RECORD EXTRACTS>
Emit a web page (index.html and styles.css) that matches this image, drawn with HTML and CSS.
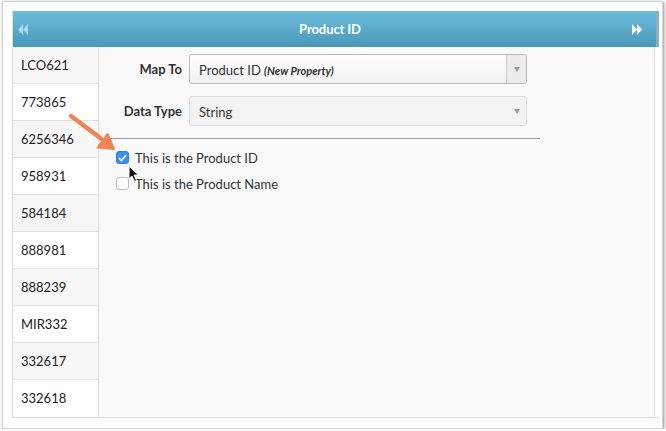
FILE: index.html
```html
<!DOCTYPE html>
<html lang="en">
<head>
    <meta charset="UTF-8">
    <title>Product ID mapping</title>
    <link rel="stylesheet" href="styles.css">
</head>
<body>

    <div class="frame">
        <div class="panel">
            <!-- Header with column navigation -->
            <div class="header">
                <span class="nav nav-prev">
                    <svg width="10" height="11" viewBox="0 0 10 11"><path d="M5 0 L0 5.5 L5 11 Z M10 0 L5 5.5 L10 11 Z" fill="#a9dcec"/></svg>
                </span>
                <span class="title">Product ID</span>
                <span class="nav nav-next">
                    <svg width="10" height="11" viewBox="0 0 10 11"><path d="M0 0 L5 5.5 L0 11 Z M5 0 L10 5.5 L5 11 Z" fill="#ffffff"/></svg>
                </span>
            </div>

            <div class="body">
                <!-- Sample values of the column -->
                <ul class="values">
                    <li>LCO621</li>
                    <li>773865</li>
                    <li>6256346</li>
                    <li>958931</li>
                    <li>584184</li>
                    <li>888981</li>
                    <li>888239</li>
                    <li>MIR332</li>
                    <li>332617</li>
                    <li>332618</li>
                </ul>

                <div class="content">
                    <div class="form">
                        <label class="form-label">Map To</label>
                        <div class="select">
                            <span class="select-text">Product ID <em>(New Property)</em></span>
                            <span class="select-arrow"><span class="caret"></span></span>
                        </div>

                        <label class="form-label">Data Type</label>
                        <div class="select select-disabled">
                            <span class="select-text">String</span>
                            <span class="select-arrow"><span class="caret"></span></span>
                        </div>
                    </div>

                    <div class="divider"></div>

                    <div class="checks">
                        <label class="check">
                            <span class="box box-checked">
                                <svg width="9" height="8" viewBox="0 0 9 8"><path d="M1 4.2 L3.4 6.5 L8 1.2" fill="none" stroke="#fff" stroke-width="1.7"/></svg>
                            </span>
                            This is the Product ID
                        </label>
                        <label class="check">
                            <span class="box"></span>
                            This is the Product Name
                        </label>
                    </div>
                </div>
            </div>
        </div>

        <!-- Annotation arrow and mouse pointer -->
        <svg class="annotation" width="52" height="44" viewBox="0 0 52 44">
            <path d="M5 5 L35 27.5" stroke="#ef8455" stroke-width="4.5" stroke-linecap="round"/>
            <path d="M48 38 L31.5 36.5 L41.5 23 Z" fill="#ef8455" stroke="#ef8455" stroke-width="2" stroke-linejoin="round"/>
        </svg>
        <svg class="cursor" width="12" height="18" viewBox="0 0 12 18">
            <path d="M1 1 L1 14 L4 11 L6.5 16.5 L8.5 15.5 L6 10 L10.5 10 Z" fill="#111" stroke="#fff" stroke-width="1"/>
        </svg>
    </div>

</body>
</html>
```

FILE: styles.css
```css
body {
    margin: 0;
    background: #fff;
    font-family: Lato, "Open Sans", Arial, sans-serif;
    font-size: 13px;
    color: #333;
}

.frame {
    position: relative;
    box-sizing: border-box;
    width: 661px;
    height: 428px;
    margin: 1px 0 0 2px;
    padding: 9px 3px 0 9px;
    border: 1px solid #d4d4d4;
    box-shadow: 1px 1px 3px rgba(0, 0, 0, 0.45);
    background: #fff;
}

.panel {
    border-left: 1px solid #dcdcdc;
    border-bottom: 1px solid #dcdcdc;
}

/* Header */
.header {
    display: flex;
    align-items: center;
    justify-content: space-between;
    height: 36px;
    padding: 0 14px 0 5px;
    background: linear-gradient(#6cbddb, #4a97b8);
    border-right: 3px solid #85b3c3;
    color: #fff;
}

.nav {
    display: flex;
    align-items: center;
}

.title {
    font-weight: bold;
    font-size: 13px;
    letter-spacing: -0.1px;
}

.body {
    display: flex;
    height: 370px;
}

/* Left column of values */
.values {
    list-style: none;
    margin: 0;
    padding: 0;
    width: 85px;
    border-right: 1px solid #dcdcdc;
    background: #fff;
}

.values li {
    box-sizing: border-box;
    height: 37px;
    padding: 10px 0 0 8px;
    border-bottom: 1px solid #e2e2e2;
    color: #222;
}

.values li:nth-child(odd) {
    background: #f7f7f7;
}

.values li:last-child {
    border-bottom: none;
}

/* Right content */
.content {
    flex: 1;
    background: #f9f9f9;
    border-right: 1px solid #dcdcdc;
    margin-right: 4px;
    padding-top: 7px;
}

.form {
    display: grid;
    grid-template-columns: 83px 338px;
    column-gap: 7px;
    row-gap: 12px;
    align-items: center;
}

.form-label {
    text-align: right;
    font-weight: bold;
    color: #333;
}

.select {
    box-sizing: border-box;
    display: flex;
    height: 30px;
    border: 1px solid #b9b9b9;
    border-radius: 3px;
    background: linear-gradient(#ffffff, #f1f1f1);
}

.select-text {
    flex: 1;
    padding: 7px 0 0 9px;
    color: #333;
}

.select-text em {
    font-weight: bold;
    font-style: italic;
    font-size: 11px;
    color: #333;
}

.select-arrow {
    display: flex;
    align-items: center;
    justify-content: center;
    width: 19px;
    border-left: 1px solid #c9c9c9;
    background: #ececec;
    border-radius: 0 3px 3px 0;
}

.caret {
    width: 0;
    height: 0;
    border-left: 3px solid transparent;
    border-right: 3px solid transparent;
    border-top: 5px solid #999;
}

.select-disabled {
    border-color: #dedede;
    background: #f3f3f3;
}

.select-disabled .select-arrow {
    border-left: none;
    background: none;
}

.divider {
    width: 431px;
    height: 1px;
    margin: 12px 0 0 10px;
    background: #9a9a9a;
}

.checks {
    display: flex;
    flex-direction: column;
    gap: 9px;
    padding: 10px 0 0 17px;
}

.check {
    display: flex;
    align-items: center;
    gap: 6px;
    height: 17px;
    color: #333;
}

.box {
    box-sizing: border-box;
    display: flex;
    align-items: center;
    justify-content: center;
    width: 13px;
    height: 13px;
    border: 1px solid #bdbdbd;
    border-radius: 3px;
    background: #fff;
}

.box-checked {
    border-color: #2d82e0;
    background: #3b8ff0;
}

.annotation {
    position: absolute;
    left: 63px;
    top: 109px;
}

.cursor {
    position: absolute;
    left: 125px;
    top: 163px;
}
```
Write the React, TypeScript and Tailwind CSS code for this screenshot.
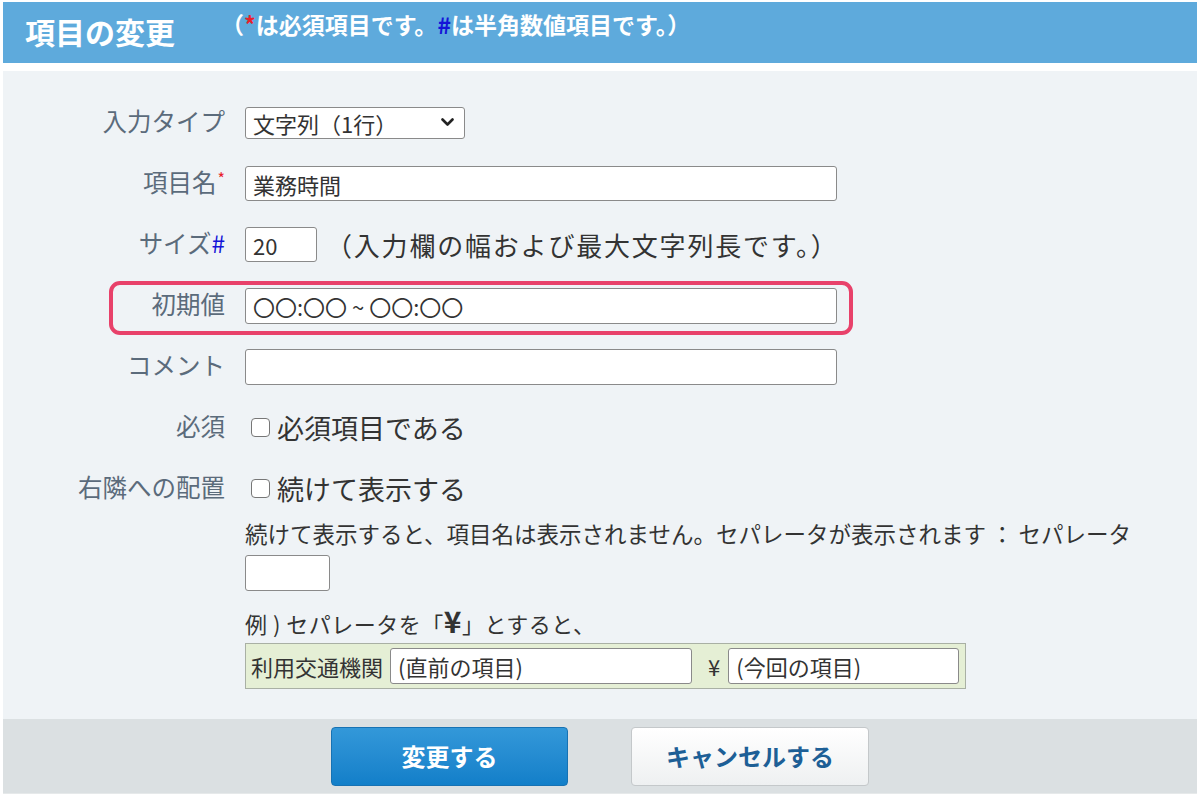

TASK DIRECTIONS>
Repeat each record exactly as shown above, dropping all images.

RESPONSE>
Emit a web page (index.html and styles.css) that matches this image, drawn with HTML and CSS.
FILE: index.html
```html
<!DOCTYPE html>
<html lang="en">
<head>
    <meta charset="UTF-8">
    <title>Product ID mapping</title>
    <link rel="stylesheet" href="styles.css">
</head>
<body>

    <div class="frame">
        <div class="panel">
            <!-- Header with column navigation -->
            <div class="header">
                <span class="nav nav-prev">
                    <svg width="10" height="11" viewBox="0 0 10 11"><path d="M5 0 L0 5.5 L5 11 Z M10 0 L5 5.5 L10 11 Z" fill="#a9dcec"/></svg>
                </span>
                <span class="title">Product ID</span>
                <span class="nav nav-next">
                    <svg width="10" height="11" viewBox="0 0 10 11"><path d="M0 0 L5 5.5 L0 11 Z M5 0 L10 5.5 L5 11 Z" fill="#ffffff"/></svg>
                </span>
            </div>

            <div class="body">
                <!-- Sample values of the column -->
                <ul class="values">
                    <li>LCO621</li>
                    <li>773865</li>
                    <li>6256346</li>
                    <li>958931</li>
                    <li>584184</li>
                    <li>888981</li>
                    <li>888239</li>
                    <li>MIR332</li>
                    <li>332617</li>
                    <li>332618</li>
                </ul>

                <div class="content">
                    <div class="form">
                        <label class="form-label">Map To</label>
                        <div class="select">
                            <span class="select-text">Product ID <em>(New Property)</em></span>
                            <span class="select-arrow"><span class="caret"></span></span>
                        </div>

                        <label class="form-label">Data Type</label>
                        <div class="select select-disabled">
                            <span class="select-text">String</span>
                            <span class="select-arrow"><span class="caret"></span></span>
                        </div>
                    </div>

                    <div class="divider"></div>

                    <div class="checks">
                        <label class="check">
                            <span class="box box-checked">
                                <svg width="9" height="8" viewBox="0 0 9 8"><path d="M1 4.2 L3.4 6.5 L8 1.2" fill="none" stroke="#fff" stroke-width="1.7"/></svg>
                            </span>
                            This is the Product ID
                        </label>
                        <label class="check">
                            <span class="box"></span>
                            This is the Product Name
                        </label>
                    </div>
                </div>
            </div>
        </div>

        <!-- Annotation arrow and mouse pointer -->
        <svg class="annotation" width="52" height="44" viewBox="0 0 52 44">
            <path d="M5 5 L35 27.5" stroke="#ef8455" stroke-width="4.5" stroke-linecap="round"/>
            <path d="M48 38 L31.5 36.5 L41.5 23 Z" fill="#ef8455" stroke="#ef8455" stroke-width="2" stroke-linejoin="round"/>
        </svg>
        <svg class="cursor" width="12" height="18" viewBox="0 0 12 18">
            <path d="M1 1 L1 14 L4 11 L6.5 16.5 L8.5 15.5 L6 10 L10.5 10 Z" fill="#111" stroke="#fff" stroke-width="1"/>
        </svg>
    </div>

</body>
</html>
```

FILE: styles.css
```css
body {
    margin: 0;
    background: #fff;
    font-family: Lato, "Open Sans", Arial, sans-serif;
    font-size: 13px;
    color: #333;
}

.frame {
    position: relative;
    box-sizing: border-box;
    width: 661px;
    height: 428px;
    margin: 1px 0 0 2px;
    padding: 9px 3px 0 9px;
    border: 1px solid #d4d4d4;
    box-shadow: 1px 1px 3px rgba(0, 0, 0, 0.45);
    background: #fff;
}

.panel {
    border-left: 1px solid #dcdcdc;
    border-bottom: 1px solid #dcdcdc;
}

/* Header */
.header {
    display: flex;
    align-items: center;
    justify-content: space-between;
    height: 36px;
    padding: 0 14px 0 5px;
    background: linear-gradient(#6cbddb, #4a97b8);
    border-right: 3px solid #85b3c3;
    color: #fff;
}

.nav {
    display: flex;
    align-items: center;
}

.title {
    font-weight: bold;
    font-size: 13px;
    letter-spacing: -0.1px;
}

.body {
    display: flex;
    height: 370px;
}

/* Left column of values */
.values {
    list-style: none;
    margin: 0;
    padding: 0;
    width: 85px;
    border-right: 1px solid #dcdcdc;
    background: #fff;
}

.values li {
    box-sizing: border-box;
    height: 37px;
    padding: 10px 0 0 8px;
    border-bottom: 1px solid #e2e2e2;
    color: #222;
}

.values li:nth-child(odd) {
    background: #f7f7f7;
}

.values li:last-child {
    border-bottom: none;
}

/* Right content */
.content {
    flex: 1;
    background: #f9f9f9;
    border-right: 1px solid #dcdcdc;
    margin-right: 4px;
    padding-top: 7px;
}

.form {
    display: grid;
    grid-template-columns: 83px 338px;
    column-gap: 7px;
    row-gap: 12px;
    align-items: center;
}

.form-label {
    text-align: right;
    font-weight: bold;
    color: #333;
}

.select {
    box-sizing: border-box;
    display: flex;
    height: 30px;
    border: 1px solid #b9b9b9;
    border-radius: 3px;
    background: linear-gradient(#ffffff, #f1f1f1);
}

.select-text {
    flex: 1;
    padding: 7px 0 0 9px;
    color: #333;
}

.select-text em {
    font-weight: bold;
    font-style: italic;
    font-size: 11px;
    color: #333;
}

.select-arrow {
    display: flex;
    align-items: center;
    justify-content: center;
    width: 19px;
    border-left: 1px solid #c9c9c9;
    background: #ececec;
    border-radius: 0 3px 3px 0;
}

.caret {
    width: 0;
    height: 0;
    border-left: 3px solid transparent;
    border-right: 3px solid transparent;
    border-top: 5px solid #999;
}

.select-disabled {
    border-color: #dedede;
    background: #f3f3f3;
}

.select-disabled .select-arrow {
    border-left: none;
    background: none;
}

.divider {
    width: 431px;
    height: 1px;
    margin: 12px 0 0 10px;
    background: #9a9a9a;
}

.checks {
    display: flex;
    flex-direction: column;
    gap: 9px;
    padding: 10px 0 0 17px;
}

.check {
    display: flex;
    align-items: center;
    gap: 6px;
    height: 17px;
    color: #333;
}

.box {
    box-sizing: border-box;
    display: flex;
    align-items: center;
    justify-content: center;
    width: 13px;
    height: 13px;
    border: 1px solid #bdbdbd;
    border-radius: 3px;
    background: #fff;
}

.box-checked {
    border-color: #2d82e0;
    background: #3b8ff0;
}

.annotation {
    position: absolute;
    left: 63px;
    top: 109px;
}

.cursor {
    position: absolute;
    left: 125px;
    top: 163px;
}
```
Write the React, TypeScript and Tailwind CSS code for this screenshot.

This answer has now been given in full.